RECORDED INFORMATION:
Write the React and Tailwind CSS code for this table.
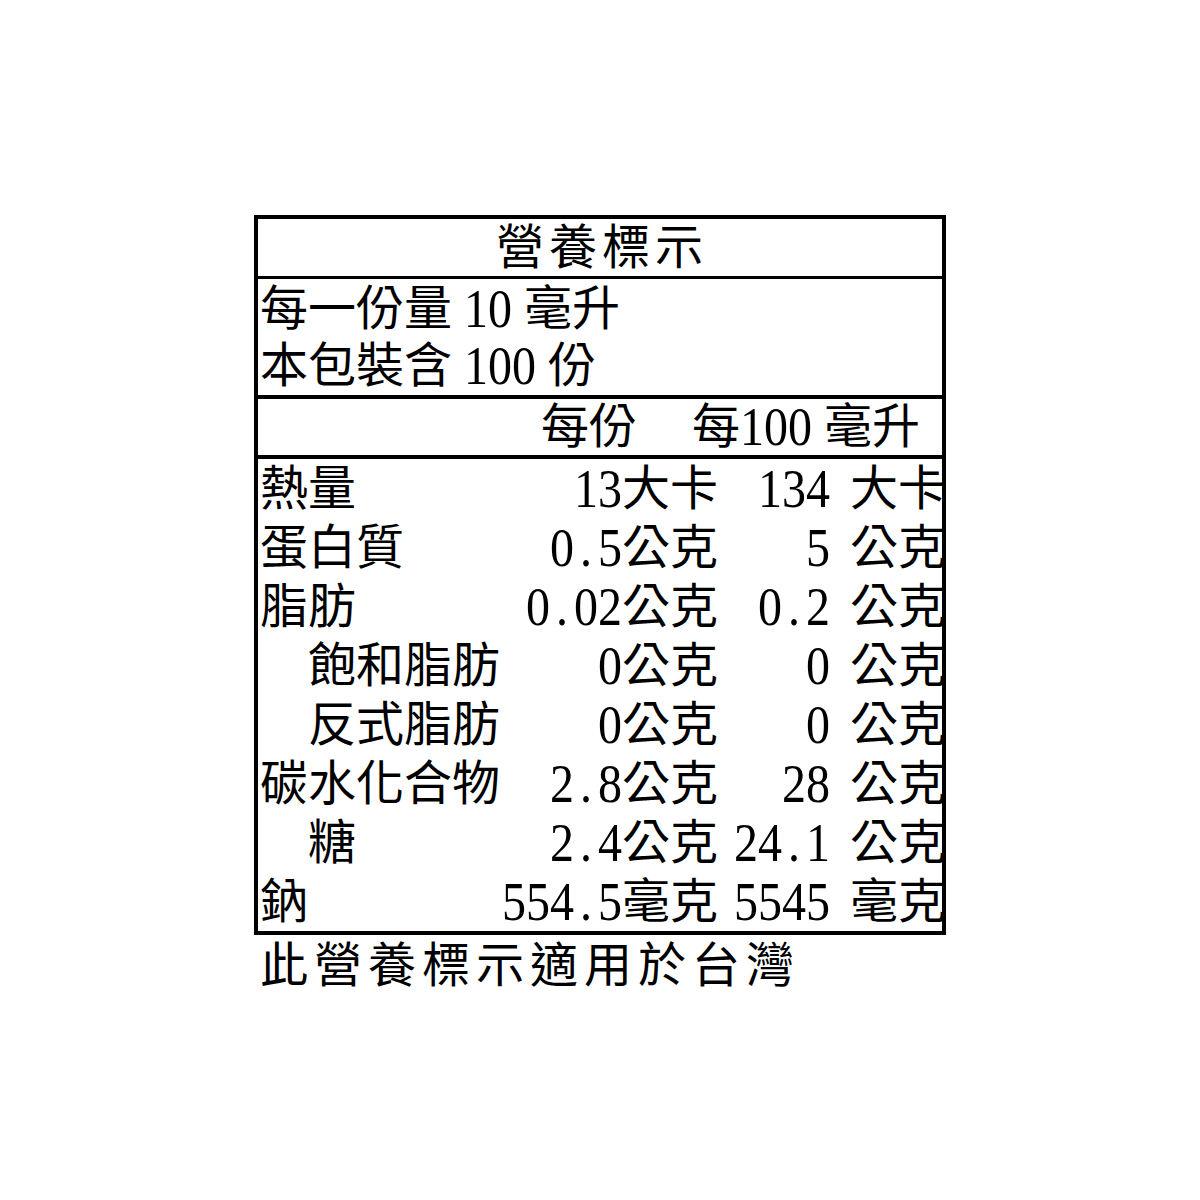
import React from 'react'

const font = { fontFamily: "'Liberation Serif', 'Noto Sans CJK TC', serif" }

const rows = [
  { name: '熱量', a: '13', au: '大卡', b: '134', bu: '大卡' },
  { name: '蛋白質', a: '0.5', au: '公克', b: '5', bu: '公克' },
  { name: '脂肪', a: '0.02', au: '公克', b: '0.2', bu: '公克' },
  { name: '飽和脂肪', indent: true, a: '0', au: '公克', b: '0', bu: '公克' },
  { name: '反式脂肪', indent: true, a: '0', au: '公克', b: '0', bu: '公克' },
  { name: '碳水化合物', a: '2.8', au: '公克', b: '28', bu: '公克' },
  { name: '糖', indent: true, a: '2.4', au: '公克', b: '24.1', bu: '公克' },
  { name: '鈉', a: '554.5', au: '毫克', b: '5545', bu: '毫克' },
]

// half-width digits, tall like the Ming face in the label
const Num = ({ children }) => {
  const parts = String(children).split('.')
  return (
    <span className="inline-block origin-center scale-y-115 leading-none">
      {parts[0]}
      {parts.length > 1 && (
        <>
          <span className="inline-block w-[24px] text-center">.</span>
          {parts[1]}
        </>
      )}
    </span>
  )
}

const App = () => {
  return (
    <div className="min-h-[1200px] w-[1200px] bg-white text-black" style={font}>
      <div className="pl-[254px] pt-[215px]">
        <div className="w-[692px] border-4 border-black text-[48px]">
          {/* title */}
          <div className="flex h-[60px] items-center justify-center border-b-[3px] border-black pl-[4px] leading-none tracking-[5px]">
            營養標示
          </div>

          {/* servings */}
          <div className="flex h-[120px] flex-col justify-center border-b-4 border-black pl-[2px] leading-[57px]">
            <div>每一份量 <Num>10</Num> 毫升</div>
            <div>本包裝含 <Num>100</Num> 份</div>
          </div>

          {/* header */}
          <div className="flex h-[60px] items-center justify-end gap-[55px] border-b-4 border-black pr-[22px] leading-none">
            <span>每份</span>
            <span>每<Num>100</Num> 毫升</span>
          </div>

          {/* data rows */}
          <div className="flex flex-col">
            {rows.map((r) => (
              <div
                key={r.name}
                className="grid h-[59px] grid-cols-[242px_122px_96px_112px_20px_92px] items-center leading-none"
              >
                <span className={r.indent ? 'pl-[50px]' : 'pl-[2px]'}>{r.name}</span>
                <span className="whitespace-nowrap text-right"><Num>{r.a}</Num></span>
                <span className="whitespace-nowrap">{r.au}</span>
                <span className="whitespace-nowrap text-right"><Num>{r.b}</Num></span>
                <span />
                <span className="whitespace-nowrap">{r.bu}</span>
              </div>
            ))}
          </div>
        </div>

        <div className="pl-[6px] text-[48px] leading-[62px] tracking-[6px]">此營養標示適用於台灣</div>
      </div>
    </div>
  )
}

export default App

YOUR TASK: All the lines above are to be given again exactly as they read, with the pictures removed.

RESPONSE TO THE TASK:
Write the React and Tailwind CSS code for this table.
import React from 'react'

const font = { fontFamily: "'Liberation Serif', 'Noto Sans CJK TC', serif" }

const rows = [
  { name: '熱量', a: '13', au: '大卡', b: '134', bu: '大卡' },
  { name: '蛋白質', a: '0.5', au: '公克', b: '5', bu: '公克' },
  { name: '脂肪', a: '0.02', au: '公克', b: '0.2', bu: '公克' },
  { name: '飽和脂肪', indent: true, a: '0', au: '公克', b: '0', bu: '公克' },
  { name: '反式脂肪', indent: true, a: '0', au: '公克', b: '0', bu: '公克' },
  { name: '碳水化合物', a: '2.8', au: '公克', b: '28', bu: '公克' },
  { name: '糖', indent: true, a: '2.4', au: '公克', b: '24.1', bu: '公克' },
  { name: '鈉', a: '554.5', au: '毫克', b: '5545', bu: '毫克' },
]

// half-width digits, tall like the Ming face in the label
const Num = ({ children }) => {
  const parts = String(children).split('.')
  return (
    <span className="inline-block origin-center scale-y-115 leading-none">
      {parts[0]}
      {parts.length > 1 && (
        <>
          <span className="inline-block w-[24px] text-center">.</span>
          {parts[1]}
        </>
      )}
    </span>
  )
}

const App = () => {
  return (
    <div className="min-h-[1200px] w-[1200px] bg-white text-black" style={font}>
      <div className="pl-[254px] pt-[215px]">
        <div className="w-[692px] border-4 border-black text-[48px]">
          {/* title */}
          <div className="flex h-[60px] items-center justify-center border-b-[3px] border-black pl-[4px] leading-none tracking-[5px]">
            營養標示
          </div>

          {/* servings */}
          <div className="flex h-[120px] flex-col justify-center border-b-4 border-black pl-[2px] leading-[57px]">
            <div>每一份量 <Num>10</Num> 毫升</div>
            <div>本包裝含 <Num>100</Num> 份</div>
          </div>

          {/* header */}
          <div className="flex h-[60px] items-center justify-end gap-[55px] border-b-4 border-black pr-[22px] leading-none">
            <span>每份</span>
            <span>每<Num>100</Num> 毫升</span>
          </div>

          {/* data rows */}
          <div className="flex flex-col">
            {rows.map((r) => (
              <div
                key={r.name}
                className="grid h-[59px] grid-cols-[242px_122px_96px_112px_20px_92px] items-center leading-none"
              >
                <span className={r.indent ? 'pl-[50px]' : 'pl-[2px]'}>{r.name}</span>
                <span className="whitespace-nowrap text-right"><Num>{r.a}</Num></span>
                <span className="whitespace-nowrap">{r.au}</span>
                <span className="whitespace-nowrap text-right"><Num>{r.b}</Num></span>
                <span />
                <span className="whitespace-nowrap">{r.bu}</span>
              </div>
            ))}
          </div>
        </div>

        <div className="pl-[6px] text-[48px] leading-[62px] tracking-[6px]">此營養標示適用於台灣</div>
      </div>
    </div>
  )
}

export default App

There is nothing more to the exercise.